Philip John Schuyler
Schuyler, Philip John (skĪˈlər) [key], 1733–1804, American Revolutionary general, b. Albany, N.Y. He was a member of one of the wealthiest colonial New York families. After serving in the French and Indian Wars he was a member of the New York assembly (1768–75) and of the Second Continental Congress (1775). He was a strong advocate of the colonial cause, and in the Revolution he was appointed (1775) a major general and head of the Northern Dept. After Ethan Allen and the Green Mountain Boys captured Ticonderoga, Schuyler helped to plan the Quebec campaign (1775–76), but illness forced him to give his command to Gen.
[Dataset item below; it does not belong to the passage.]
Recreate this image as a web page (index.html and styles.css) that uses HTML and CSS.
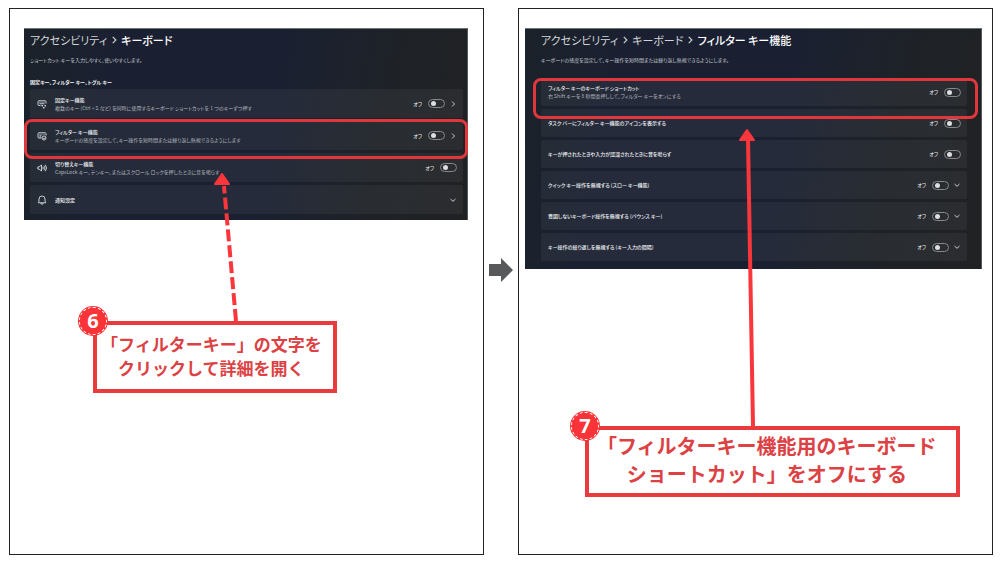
FILE: index.html
```html
<!DOCTYPE html>
<html lang="ja">
<head>
    <meta charset="UTF-8">
    <meta name="viewport" content="width=device-width, initial-scale=1.0">
    <title>フィルターキー機能をオフにする手順</title>
    <link rel="stylesheet" href="styles.css">
</head>
<body>
    <!-- shared icons -->
    <svg class="sprite" aria-hidden="true">
        <symbol id="chevron-right" viewBox="0 0 8 8"><path d="M3 1.5 5.5 4 3 6.5"/></symbol>
        <symbol id="chevron-down" viewBox="0 0 8 8"><path d="M1.5 3 4 5.3 6.5 3"/></symbol>
    </svg>

    <main class="steps">
        <section class="panel panel-left">
            <div class="screen">
                <nav class="breadcrumb">
                    <a href="#">アクセシビリティ</a>
                    <svg class="separator"><use href="#chevron-right"/></svg>
                    <strong>キーボード</strong>
                </nav>
                <p class="lead">ショートカット キーを入力しやすく、使いやすくします。</p>
                <h2>固定キー、フィルター キー、トグル キー</h2>

                <div class="rows">
                    <div class="row">
                        <svg class="icon" viewBox="0 0 20 20">
                            <path d="M7 13H3.5A1.5 1.5 0 0 1 2 11.5V5A1.5 1.5 0 0 1 3.5 3.5h13A1.5 1.5 0 0 1 18 5v4M5 6.5h2m2 0h2m2 0h2M5 9.5h10"/>
                            <path class="solid" d="M9 12h3v3H9zM15 12h3v3h-3zM12 16h3v3h-3z"/>
                        </svg>
                        <div class="text">
                            <h3>固定キー機能</h3>
                            <p>複数のキー (Ctrl + S など) を同時に使用するキーボード ショートカットを 1 つのキーずつ押す</p>
                        </div>
                        <label for="sticky">オフ</label>
                        <input type="checkbox" role="switch" id="sticky">
                        <button type="button" aria-label="固定キー機能を開く"><svg><use href="#chevron-right"/></svg></button>
                    </div>
                    <div class="row">
                        <svg class="icon" viewBox="0 0 20 20">
                            <path d="M9 14H3.5A1.5 1.5 0 0 1 2 12.5V5A1.5 1.5 0 0 1 3.5 3.5h13A1.5 1.5 0 0 1 18 5v4M5 6.5h2m2 0h2m2 0h2M5 9.5h4M5 12h3"/>
                            <circle cx="14" cy="14" r="4"/>
                            <path d="M12 14l2 1.5 3-3"/>
                        </svg>
                        <div class="text">
                            <h3>フィルター キー機能</h3>
                            <p>キーボードの感度を設定して、キー操作を短時間または繰り返し無視できるようにします</p>
                        </div>
                        <label for="filter">オフ</label>
                        <input type="checkbox" role="switch" id="filter">
                        <button type="button" aria-label="フィルター キー機能を開く"><svg><use href="#chevron-right"/></svg></button>
                    </div>
                    <div class="row">
                        <svg class="icon" viewBox="0 0 20 20">
                            <path d="M1.5 8v4H4l5 4V4L4 8zM11.5 7.5a4 4 0 0 1 0 5M14 5.5a7 7 0 0 1 0 9M16.5 3.5a10 10 0 0 1 0 13"/>
                        </svg>
                        <div class="text">
                            <h3>切り替えキー機能</h3>
                            <p>CapsLock キー、テンキー、またはスクロール ロックを押したときに音を鳴らす</p>
                        </div>
                        <label for="toggle">オフ</label>
                        <input type="checkbox" role="switch" id="toggle">
                    </div>
                    <div class="row">
                        <svg class="icon" viewBox="0 0 20 20">
                            <path d="M10 2a6 6 0 0 0-6 6v4l-1.5 3.5h15L16 12V8a6 6 0 0 0-6-6zM7.5 16a2.5 2.5 0 0 0 5 0"/>
                        </svg>
                        <div class="text">
                            <h3>通知設定</h3>
                        </div>
                        <button type="button" aria-label="通知設定を展開"><svg><use href="#chevron-down"/></svg></button>
                    </div>
                </div>
                <div class="highlight"></div>
            </div>

            <svg class="pointer" width="40" height="150" viewBox="0 0 40 150">
                <path class="dashed" d="M25 149 13 14"/>
                <path class="head" d="M11 2 18 12H4z"/>
            </svg>

            <div class="callout">
                <span class="badge">6</span>
                <p>「フィルターキー」の文字を<br>クリックして詳細を開く</p>
            </div>
        </section>

        <svg class="next" viewBox="0 0 24 24">
            <path d="M0 6h12V0l12 12-12 12v-6H0z"/>
        </svg>

        <section class="panel panel-right">
            <div class="screen">
                <nav class="breadcrumb">
                    <a href="#">アクセシビリティ</a>
                    <svg class="separator"><use href="#chevron-right"/></svg>
                    <a href="#">キーボード</a>
                    <svg class="separator"><use href="#chevron-right"/></svg>
                    <strong>フィルター キー機能</strong>
                </nav>
                <p class="lead">キーボードの感度を設定して、キー操作を短時間または繰り返し無視できるようにします。</p>

                <div class="rows">
                    <div class="row">
                        <div class="text">
                            <h3>フィルター キーのキーボード ショートカット</h3>
                            <p>右 Shift キーを 8 秒間長押しして、フィルター キーをオンにする</p>
                        </div>
                        <label for="shortcut">オフ</label>
                        <input type="checkbox" role="switch" id="shortcut">
                    </div>
                    <div class="row">
                        <div class="text">
                            <h3>タスク バーにフィルター キー機能のアイコンを表示する</h3>
                        </div>
                        <label for="taskbar">オフ</label>
                        <input type="checkbox" role="switch" id="taskbar">
                    </div>
                    <div class="row">
                        <div class="text">
                            <h3>キーが押されたときや入力が認識されたときに音を鳴らす</h3>
                        </div>
                        <label for="sound">オフ</label>
                        <input type="checkbox" role="switch" id="sound">
                    </div>
                    <div class="row">
                        <div class="text">
                            <h3>クイック キー操作を無視する (スロー キー機能)</h3>
                        </div>
                        <label for="slow">オフ</label>
                        <input type="checkbox" role="switch" id="slow">
                        <button type="button" aria-label="スロー キー機能を展開"><svg><use href="#chevron-down"/></svg></button>
                    </div>
                    <div class="row">
                        <div class="text">
                            <h3>意図しないキーボード操作を無視する (バウンス キー)</h3>
                        </div>
                        <label for="bounce">オフ</label>
                        <input type="checkbox" role="switch" id="bounce">
                        <button type="button" aria-label="バウンス キーを展開"><svg><use href="#chevron-down"/></svg></button>
                    </div>
                    <div class="row">
                        <div class="text">
                            <h3>キー操作の繰り返しを無視する (キー入力の間隔)</h3>
                        </div>
                        <label for="repeat">オフ</label>
                        <input type="checkbox" role="switch" id="repeat">
                        <button type="button" aria-label="キー入力の間隔を展開"><svg><use href="#chevron-down"/></svg></button>
                    </div>
                </div>
                <div class="highlight"></div>
            </div>

            <svg class="pointer" width="30" height="300" viewBox="0 0 30 300">
                <path d="M16 299 11 12"/>
                <path class="head" d="M10 3 17 13H3z"/>
            </svg>

            <div class="callout">
                <span class="badge">7</span>
                <p>「フィルターキー機能用のキーボード<br>ショートカット」をオフにする</p>
            </div>
        </section>
    </main>
</body>
</html>
```
FILE: styles.css
```css
* {
    margin: 0;
    padding: 0;
    box-sizing: border-box;
}

body {
    background: #fff;
    font-family: "Noto Sans CJK JP", sans-serif;
    padding: 8px 7px 8px 9px;
}

.sprite {
    display: none;
}

.steps {
    display: grid;
    grid-template-columns: 1fr 34px 1fr;
    min-height: calc(100vh - 16px);
}

.panel {
    position: relative;
    border: 1px solid #222;
    min-width: 0;
}

.panel-left {
    padding: 19px 15px 19px 14px;
}

.panel-right {
    padding: 19px 10px 19px 6px;
}

/* settings window */
.screen {
    position: relative;
    color: #f0f1f3;
    font-feature-settings: "palt";
    background: linear-gradient(100deg, #1b2229 0%, #1a2031 20%, #1a2031 55%, #1e2227 80%, #202123 100%);
    border-top: 1px solid #6f7371;
    border-right: 1px solid #55585a;
}

.panel-left .screen {
    padding: 3px 4px 6px 6px;
}

.panel-right .screen {
    padding: 3px 14px 8px 16px;
}

.breadcrumb {
    display: flex;
    align-items: center;
    gap: 2px;
    height: 16px;
    font-size: 11px;
    line-height: 16px;
    white-space: nowrap;
}

.breadcrumb a {
    color: #d3d5d9;
    text-decoration: none;
}

.breadcrumb strong {
    color: #fff;
    font-weight: 500;
}

.separator {
    width: 10px;
    height: 10px;
}

svg {
    fill: none;
    stroke: #c9cbd0;
    stroke-width: 1;
}

.lead {
    margin-top: 8px;
    color: #c3c6cc;
    font-size: 5px;
    line-height: 8px;
}

h2 {
    margin-top: 14px;
    font-size: 5px;
    font-weight: 700;
    line-height: 8px;
}

.rows {
    display: flex;
    flex-direction: column;
    gap: 3px;
}

.panel-left .rows {
    margin-top: 3px;
}

.panel-right .rows {
    margin-top: 14px;
}

.row {
    display: flex;
    align-items: center;
    height: 29px;
    padding: 0 6px 0 7px;
    background: rgba(255, 255, 255, 0.05);
    border-radius: 2px;
}

.panel-right .row {
    height: 28px;
}

.icon {
    width: 10px;
    height: 10px;
    margin-right: 8px;
    stroke-width: 2;
    flex-shrink: 0;
}

.icon .solid {
    fill: #c9cbd0;
    stroke: none;
}

.text {
    flex: 1;
    min-width: 0;
    line-height: 8px;
    white-space: nowrap;
}

.text h3 {
    font-size: 5px;
    font-weight: 500;
}

.text p {
    color: #b5b8bf;
    font-size: 5px;
}

.row label {
    font-size: 5px;
    line-height: 8px;
    margin-right: 6px;
}

.row input {
    appearance: none;
    display: flex;
    align-items: center;
    width: 17px;
    height: 9px;
    padding-left: 2px;
    border: 1px solid #85888d;
    border-radius: 5px;
}

.row input::before {
    content: "";
    width: 5px;
    height: 5px;
    border-radius: 50%;
    background: #dddee0;
}

.row button {
    display: flex;
    margin-left: 4px;
    border: 0;
    background: none;
}

.row button svg {
    width: 8px;
    height: 8px;
}

.highlight {
    position: absolute;
    border: 3px solid #e0363c;
    border-radius: 8px;
}

.panel-left .highlight {
    top: 90px;
    left: 0;
    right: -1px;
    height: 40px;
}

.panel-right .highlight {
    top: 49px;
    left: 8px;
    right: 3px;
    height: 41px;
}

/* red explanations */
.pointer {
    position: absolute;
    stroke: #f8363b;
    stroke-width: 4;
}

.panel-left .pointer {
    top: 163px;
    left: 201px;
}

.panel-right .pointer {
    top: 118px;
    left: 218px;
}

.pointer .dashed {
    stroke-dasharray: 12 4;
}

.pointer .head {
    fill: #f8363b;
    stroke-width: 2;
    stroke-linejoin: round;
}

.callout {
    position: relative;
    width: fit-content;
    border: 4px solid #e93a3d;
    color: #dc4144;
    font-weight: 700;
    text-align: center;
    white-space: nowrap;
}

.panel-left .callout {
    margin: 101px 0 0 69px;
    padding: 7px 11px 9px 4px;
    font-size: 17px;
    line-height: 24px;
}

.panel-right .callout {
    margin: 157px 0 0 60px;
    padding: 2px 19px 5px 8px;
    font-size: 20px;
    line-height: 28px;
}

.badge {
    position: absolute;
    top: -19px;
    left: -19px;
    width: 30px;
    height: 30px;
    border-radius: 50%;
    background: #fa3338;
    color: #fff;
    font: 700 20px/30px "Open Sans", sans-serif;
}

.badge::after {
    content: "";
    position: absolute;
    inset: 1px;
    border: 1px dashed #fff;
    border-radius: 50%;
}

.next {
    align-self: center;
    justify-self: center;
    width: 24px;
    height: 24px;
    margin-bottom: 24px;
    fill: #58595b;
    stroke: none;
}
```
Richard Montgomery. When Gen. Arthur St. Clair surrendered (1777) Ticonderoga without a shot, Schuyler was accused of negligence and Horatio Gates was given the high command in the Saratoga campaign (1777–78). At his own insistence, Schuyler was brought before a court-martial and acquitted by it, but he then resigned (1779) from the army. He was (1779–80) a member of the Continental Congress, he favored adoption of the Constitution, and he was (1789–91, 1797–98) U.S. Senator. He advocated a canal (eventually the Erie Canal) and helped found Union College. His house (built 1777) in Schuylerville, N.Y., is a national monument. Schuyler's daughter, Elizabeth, married Alexander Hamilton.
See biography by B. Tuckerman (1903, repr. 1969); studies by D. R. Gerlach (1964) and M. H. Bush (1969).